A good DC rated breaker could replace the original disconnect, though not
in the same location, I don't think.
> For the new throttle control, I bought a genuine Curtis FP-6D
When I was planning to install the 4QD in my R36 rider, I looked at a
couple of Happ controls, intended for arcade games. They aren't cheap, but
they seem pretty darn sturdy, even more so than the Curtis potboxes.
As part of installing the Alltrax in the E15, after also looking at a Happ
arcade pedal, I almost used a homebrew pedal and a GE forklift potbox.
In the end, I decided I wanted to stay with a hand control, and used a
Solectria potbox that I had on hand.
BTW, I still have that GE potbox, if anyone is interested.
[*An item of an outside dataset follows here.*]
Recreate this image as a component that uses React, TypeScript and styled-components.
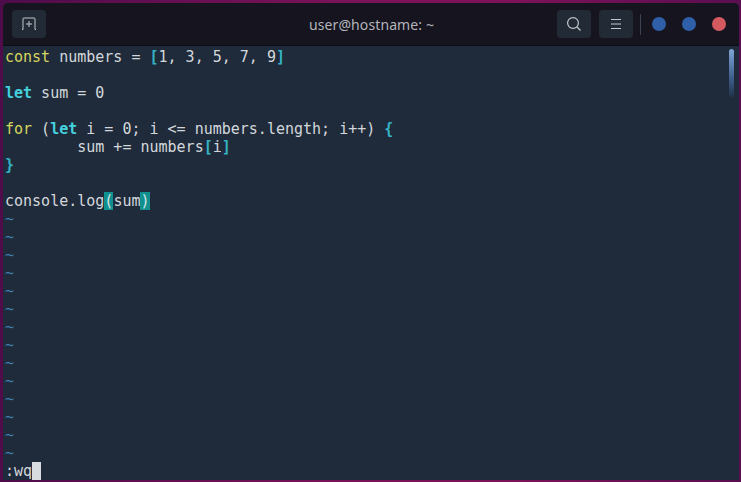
import React from "react";
import styled, { createGlobalStyle } from "styled-components";

const GlobalStyle = createGlobalStyle`
  html, body {
    margin: 0;
    width: 741px;
    height: 482px;
    overflow: hidden;
    background: #4a0d48;
  }
`;

const Desktop = styled.div`
  width: 741px;
  height: 482px;
  padding: 3px 2px 2px 3px;
  box-sizing: border-box;
  background: linear-gradient(90deg, #4e0c4a 0%, #7a1258 45%, #7c1258 70%, #5a0e50 100%);
`;

const Window = styled.div`
  width: 100%;
  height: 100%;
  display: flex;
  flex-direction: column;
  border-radius: 5px 5px 0 0;
  overflow: hidden;
  background: #1f2b3a;
`;

const TitleBar = styled.header`
  height: 43px;
  flex: none;
  display: grid;
  grid-template-columns: 1fr auto 1fr;
  align-items: center;
  padding: 0 13px 0 9px;
  box-sizing: border-box;
  background: #15141f;
  border-bottom: 1px solid #0c0c14;
`;

const LeftGroup = styled.div`
  display: flex;
  align-items: center;
`;

const RightGroup = styled.div`
  display: flex;
  align-items: center;
  justify-content: flex-end;
`;

const Title = styled.div`
  color: #b3b4ba;
  font: 14px "Noto Sans", sans-serif;
  letter-spacing: 0.1px;
  padding-left: 5px;
`;

const ToolButton = styled.button<{ $gap?: number }>`
  width: 34px;
  height: 28px;
  padding: 0;
  border: none;
  border-radius: 4px;
  background: #222a35;
  color: #c4c7cc;
  display: flex;
  align-items: center;
  justify-content: center;
  margin-right: ${({ $gap }) => $gap ?? 0}px;
`;

const Divider = styled.div`
  width: 1px;
  height: 21px;
  background: #3d4350;
  margin: 0 11px 0 7px;
`;

const Dot = styled.span<{ $color: string; $last?: boolean }>`
  width: 14px;
  height: 14px;
  border-radius: 50%;
  background: ${({ $color }) => $color};
  margin-right: ${({ $last }) => ($last ? 0 : 16)}px;
`;

const Body = styled.main`
  flex: 1;
  display: flex;
  min-height: 0;
`;

const Editor = styled.div`
  flex: 1;
  padding: 2px 0 0 2px;
  font: 15px/18px "DejaVu Sans Mono", monospace;
  color: #d3d7dc;
  white-space: pre;
`;

const Line = styled.div`
  height: 18px;
`;

const Keyword = styled.span`
  color: #d7d65f;
`;

const Statement = styled.span`
  color: #45d0de;
  font-weight: bold;
`;

const Bracket = styled.span`
  color: #34b3c4;
  font-weight: bold;
`;

const Match = styled.span`
  background: #10908f;
  color: #d3e4e6;
`;

const Tilde = styled.div`
  height: 18px;
  color: #3f7fb0;
`;

const Cursor = styled.span`
  display: inline-block;
  width: 9px;
  height: 18px;
  vertical-align: top;
  background: #d9dcdf;
`;

const ScrollTrack = styled.div`
  width: 12px;
  flex: none;
  padding: 3px 5px 0 2px;
  box-sizing: border-box;
`;

const ScrollThumb = styled.div`
  width: 5px;
  height: 48px;
  border-radius: 3px;
  background: linear-gradient(180deg, #7fa6d6 0%, #3e5f8c 60%, #22324a 100%);
`;

const App = () => (
  <>
    <GlobalStyle />
    <Desktop>
      <Window>
        <TitleBar>
          <LeftGroup>
            <ToolButton>
              <svg width="16" height="14" viewBox="0 0 16 14" fill="none" stroke="currentColor" strokeWidth="1">
                <path d="M1 12.5h1V2a1 1 0 0 1 1-1h10a1 1 0 0 1 1 1v10.5h1" />
                <path d="M8 4v6M5 7h6" />
              </svg>
            </ToolButton>
          </LeftGroup>
          <Title>user@hostname: ~</Title>
          <RightGroup>
            <ToolButton $gap={8}>
              <svg width="16" height="16" viewBox="0 0 16 16" fill="none" stroke="currentColor" strokeWidth="1.2">
                <circle cx="7" cy="7" r="5.4" />
                <path d="M11 11l3.5 3.5" />
              </svg>
            </ToolButton>
            <ToolButton>
              <svg width="12" height="12" viewBox="0 0 12 12" fill="none" stroke="currentColor" strokeWidth="1">
                <path d="M1 1.5h10M1 6h10M1 10.5h10" />
              </svg>
            </ToolButton>
            <Divider />
            <Dot $color="#2f5fa8" />
            <Dot $color="#2f5fa8" />
            <Dot $color="#d45a5f" $last />
          </RightGroup>
        </TitleBar>
        <Body>
          <Editor>
            <Line>
              <Keyword>const</Keyword> numbers = <Bracket>[</Bracket>1, 3, 5, 7, 9<Bracket>]</Bracket>
            </Line>
            <Line />
            <Line>
              <Statement>let</Statement> sum = 0
            </Line>
            <Line />
            <Line>
              <Keyword>for</Keyword> (<Statement>let</Statement> i = 0; i {"<="} numbers.length; i++) <Bracket>{"{"}</Bracket>
            </Line>
            <Line>
              {"        "}sum += numbers<Bracket>[</Bracket>i<Bracket>]</Bracket>
            </Line>
            <Line>
              <Bracket>{"}"}</Bracket>
            </Line>
            <Line />
            <Line>
              console.log<Match>(</Match>sum<Match>)</Match>
            </Line>
            {Array.from({ length: 14 }, (_, i) => (
              <Tilde key={i}>~</Tilde>
            ))}
            <Line>
              :wq<Cursor />
            </Line>
          </Editor>
          <ScrollTrack>
            <ScrollThumb />
          </ScrollTrack>
        </Body>
      </Window>
    </Desktop>
  </>
);

export default App;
It's a beast.
> These throttle controls always have a microswitch to detect when the
> throttle is closed or has been opened. This is useful for designing a
> "high pedal disable" circuit meaning if a safety switch is opened or
> the tractor is flipped from FWD to REV, you must let off the throttle
> first before power will be applied to the field and the armature.
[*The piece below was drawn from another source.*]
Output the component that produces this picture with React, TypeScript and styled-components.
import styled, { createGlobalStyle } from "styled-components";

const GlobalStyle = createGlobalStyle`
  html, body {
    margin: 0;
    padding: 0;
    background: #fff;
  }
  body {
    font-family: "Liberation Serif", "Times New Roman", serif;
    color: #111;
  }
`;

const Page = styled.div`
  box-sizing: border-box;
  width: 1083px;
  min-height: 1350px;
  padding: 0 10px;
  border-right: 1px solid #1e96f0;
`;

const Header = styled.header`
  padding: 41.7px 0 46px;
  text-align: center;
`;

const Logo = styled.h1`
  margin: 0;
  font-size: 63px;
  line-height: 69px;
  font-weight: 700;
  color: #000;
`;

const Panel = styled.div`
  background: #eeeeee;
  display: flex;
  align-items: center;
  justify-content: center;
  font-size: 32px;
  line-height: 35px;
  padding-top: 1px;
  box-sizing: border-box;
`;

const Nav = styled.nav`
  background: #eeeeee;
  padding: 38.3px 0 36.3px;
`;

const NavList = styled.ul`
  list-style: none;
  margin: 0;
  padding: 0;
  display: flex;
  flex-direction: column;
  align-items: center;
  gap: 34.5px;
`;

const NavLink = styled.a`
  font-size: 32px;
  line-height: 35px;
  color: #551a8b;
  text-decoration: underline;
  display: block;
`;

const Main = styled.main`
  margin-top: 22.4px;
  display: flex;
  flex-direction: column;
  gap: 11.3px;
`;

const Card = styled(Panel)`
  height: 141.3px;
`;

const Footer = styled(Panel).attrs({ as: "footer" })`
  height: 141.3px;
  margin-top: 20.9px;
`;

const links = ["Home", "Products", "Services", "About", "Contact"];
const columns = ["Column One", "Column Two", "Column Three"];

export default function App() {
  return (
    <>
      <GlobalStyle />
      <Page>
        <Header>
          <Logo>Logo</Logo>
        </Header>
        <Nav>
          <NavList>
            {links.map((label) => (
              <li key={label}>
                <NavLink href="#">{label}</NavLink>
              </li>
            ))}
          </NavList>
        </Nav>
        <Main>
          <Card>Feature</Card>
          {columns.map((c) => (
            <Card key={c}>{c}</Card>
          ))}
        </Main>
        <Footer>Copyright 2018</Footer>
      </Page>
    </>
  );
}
I think of high pedal disable as requiring a return to zero after powering
up the controller with the accelerator potentiometer set high, but that's a
good use for it too.
The Curtis controllers don't have HPD built in? It seems like basic
safety. A couple of on-road EV Curtis-precursor series motor controllers I
had 30-35 years ago (PMC DCC-96 and PMC-25) certainly had it.
> I didn't bother to fill or patch any dents or holes so while it looks
> pretty good, I'm not afraid to use it.
Very sensible. Not that I'm opposed to making an ET a showpiece! It's
just that to me a work tractor shouldn't be too handsome or you won't want
to use if for real work.
I think of the guy who delivered hay to us years ago, and griped because
his shiny new pickup truck got a few mild surface scratches from the brush
along the path to our barn. I'm an old guy. In my world, pickups aren't
daily drivers unless you're using them for actual WORK. Who delivers hay
with a pretty truck? And who mows and pulls stumps with a pretty tractor?
End of sermon.
> The rear wheels are fine but the fronts leak air and go flat over
> several weeks, so at some point I'll add tubes or replace the rims.
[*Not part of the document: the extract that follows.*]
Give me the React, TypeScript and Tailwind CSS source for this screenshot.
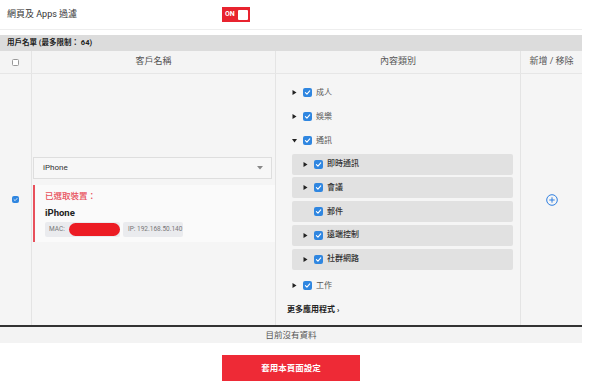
import React from 'react';

const Tri = ({ open }: { open?: boolean }) => (
  <svg width="5" height="5" viewBox="0 0 5 5" className="shrink-0">
    {open ? <path d="M0 1 L5 1 L2.5 4.5 Z" fill="#222" /> : <path d="M0.5 0 L4.5 2.5 L0.5 5 Z" fill="#222" />}
  </svg>
);

const Check = ({ size = 9 }: { size?: number }) => (
  <span
    className="shrink-0 rounded-[2px] bg-[#2f86e0] flex items-center justify-center"
    style={{ width: size, height: size }}
  >
    <svg width={size - 2} height={size - 2} viewBox="0 0 10 10">
      <path d="M2 5.2 L4.2 7.3 L8.2 2.8" fill="none" stroke="#fff" strokeWidth="1.6" strokeLinecap="round" strokeLinejoin="round" />
    </svg>
  </span>
);

const TopItem = ({ label, open }: { label: string; open?: boolean }) => (
  <div className="h-[24px] flex items-center">
    <Tri open={open} />
    <span className="ml-[6px]"><Check /></span>
    <span className="ml-[4px] text-[#555]">{label}</span>
  </div>
);

const SubItem = ({ label, arrow = true }: { label: string; arrow?: boolean }) => (
  <div className="h-[21px] rounded-[2px] bg-[#e1e1e1] flex items-center pl-[11px]">
    <span className="w-[5px] shrink-0">{arrow && <Tri />}</span>
    <span className="ml-[6px]"><Check /></span>
    <span className="ml-[4px] font-medium text-[#333]">{label}</span>
  </div>
);

export default function App() {
  return (
    <div className="w-[600px] h-[385px] bg-white font-['Roboto','Noto_Sans_CJK_TC',sans-serif] text-[8px] text-[#333] overflow-hidden">
      <div className="w-[582px]">
        {/* filter toggle */}
        <div className="h-[30px] flex items-center border-b border-[#eeeeee]">
          <span className="pl-[7px] w-[222px] text-[9px] text-[#333]">網頁及 Apps 過濾</span>
          <div className="w-[28px] h-[15px] bg-[#e8232f] flex items-center justify-between pl-[3px] pr-[2px]">
            <span className="text-[7px] font-bold text-white leading-none">ON</span>
            <span className="w-[10px] h-[10px] bg-white rounded-[1px]" />
          </div>
        </div>

        <div className="mt-[5px] h-[16px] bg-[#dcdcdc] flex items-center pl-[7px] font-bold text-[7.5px] text-[#222]">
          用戶名單 (最多限制： 64)
        </div>

        {/* header */}
        <div className="grid grid-cols-[32px_244px_245px_61px] h-[23px] bg-[#f4f4f4] border-b border-[#e6e6e6] text-[9px] text-[#555]">
          <div className="flex items-center justify-center border-r border-[#e4e4e4]">
            <span className="w-[7px] h-[7px] bg-white border border-[#999] rounded-[1.5px]" />
          </div>
          <div className="flex items-center justify-center border-r border-[#e4e4e4]">客戶名稱</div>
          <div className="flex items-center justify-center border-r border-[#e4e4e4]">內容類別</div>
          <div className="flex items-center justify-center">新增 / 移除</div>
        </div>

        {/* body */}
        <div className="grid grid-cols-[32px_244px_245px_61px] h-[251px] bg-[#f5f5f5]">
          <div className="flex items-center justify-center border-r border-[#e4e4e4]">
            <Check size={7} />
          </div>

          <div className="flex flex-col justify-center pl-[1px] pr-[1px] border-r border-[#e4e4e4]">
            <div className="w-[239px] h-[22px] bg-[#f7f7f7] border border-[#dedede] flex items-center justify-between pl-[9px] pr-[8px]">
              <span className="text-[#333]">iPhone</span>
              <svg width="6" height="4" viewBox="0 0 6 4"><path d="M0 0 L6 0 L3 3.5 Z" fill="#888" /></svg>
            </div>
            <div className="mt-[6px] w-[242px] h-[57px] bg-[#fafafa] border-l-2 border-[#e8505b] pl-[10px] flex flex-col">
              <span className="mt-[5px] text-[8.5px] text-[#e8505b] font-medium">已選取裝置：</span>
              <span className="mt-[3px] text-[9.5px] font-bold text-[#222]">iPhone</span>
              <div className="mt-[2px] flex gap-[3px] text-[6.5px] text-[#777]">
                <span className="w-[75px] h-[15px] bg-[#eaebee] rounded-[2px] flex items-center pl-[4px]">
                  MAC:
                  <span className="ml-[4px] w-[54px] h-[13px] rounded-full bg-[#ec1c24]" />
                </span>
                <span className="w-[60px] h-[15px] bg-[#eaebee] rounded-[2px] flex items-center pl-[5px]">IP: 192.168.50.140</span>
              </div>
            </div>
          </div>

          <div className="flex flex-col justify-center pt-[3px] pl-[16px] pr-[7px] border-r border-[#e4e4e4]">
            <TopItem label="成人" />
            <TopItem label="娛樂" />
            <TopItem label="通訊" open />
            <div className="mt-[1px] flex flex-col gap-[2.75px]">
              <SubItem label="即時通訊" />
              <SubItem label="會議" />
              <SubItem label="郵件" arrow={false} />
              <SubItem label="遠端控制" />
              <SubItem label="社群網路" />
            </div>
            <div className="mt-[4px]"><TopItem label="工作" /></div>
            <div className="h-[24px] flex items-center -ml-[5px] font-bold text-[#222]">更多應用程式 ›</div>
          </div>

          <div className="flex items-center justify-center">
            <svg width="12" height="12" viewBox="0 0 12 12">
              <circle cx="6" cy="6" r="5.3" fill="none" stroke="#2f7fe0" strokeWidth="1" />
              <path d="M6 3.3 V8.7 M3.3 6 H8.7" stroke="#2f7fe0" strokeWidth="1" />
            </svg>
          </div>
        </div>

        <div className="h-[2px] bg-[#333]" />
        <div className="h-[16px] bg-[#f3f3f3] flex items-center justify-center text-[8.5px] text-[#555]">目前沒有資料</div>

        <div className="mt-[12px] flex justify-center">
          <button className="w-[138px] h-[26px] bg-[#ee2a36] text-white font-bold text-[8.5px]">套用本頁面設定</button>
        </div>
      </div>
    </div>
  );
}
Not uncommon with these old wheels. My R36's rims are pretty leaky,
especially the used one I got recently to replace a stripped original.
Tubes will be going in soon.
> FRONT LIFT TO WINCH CONVERSION
I'll be keen to hear how this works out with the mower deck and other front
accessories. We've discussed replacements for the front lift many times on
this list.
> I went with a Minn-Kota MK-345PC 12v 3-bank, 15A per bank smart
> charger.
I hope that works ouit for you.
One thing to watch out for with modular charging - before starting the
tractor, make sure all the battery blocks are actually charged!
If one charger bank fails and you don't notice, you'll be left with a pair
of battery blocks that didn't charge fully, it at all. Once you start
using the tractor, they'll go flat in a hurry. You can easily end up
reversing and ruining those uncharged blocks - or worse, get what a friend
of mine used to call a "Trojan Teakettle."
I use individual 12v chargers, and have almost had this happen a couple of
times. It's easy to forget to check.
> add a 12v fan + transformer
Why not just use a 120 volt AC muffin fan? Parallel it with the charger
input.
> 12v LED vehicle and work lights
Sounds like a huge improvement over the dim stock incandescent lights.
A couple of years ago I looked at small LED light bars for mounting on top
of the hood, or maybe on the grille, but I never followed through. Fitting
them to the stock headlight buckets is much more elegant.
> I got panel mount LEDs to use as FWD (green) and REV (red) indicators.
Good idea.
When I converted to the Alltrax, I added a forward/reverse toggle switch/
For a while, I'd forget to put it back into forward after backing up, and
get a suprise.
Eventually I added a reverse beeper. The Alltrax had an output for one. I
don't forget any more. :-\
> I'm probably overdriving the LEDs to some degree.
If you put a milliammeter in series, and add enough resistance to limit the
forward current to 20ma, they should last for many years.
> I made all the jumpers with 2 gauge wire and bolt on ends purchased at
> an auto parts store.
Those work, but they're actually meant for temporary use. Crimp on
connectors are a better choice for the long term, especially with flooded
batteries.
A really good hydraulic hex crimper and a few dies will empty out your
wallet, but you'll be able to hand it down to your grandkids.
Hammer crimpers work OK but don't do a true hex crimp, so they're a bit
controversial in the road EV conversion world, what's left of it.
A manual hex crimper is fine, if you have the chest and arm muscles
required to work it.
If you do, here are instructions for making a low cost manual crimper from
a pair of cheapo-tool-store bolt cutters:
http://evdl.org/pages/dubecrimper.html
Or you can buy a cheap and cheerful Chinese hydraulic hex crimper online.
Mine leaks a bit, but is still hanging in there. The dies are metric
sizes, but they're usually close enough.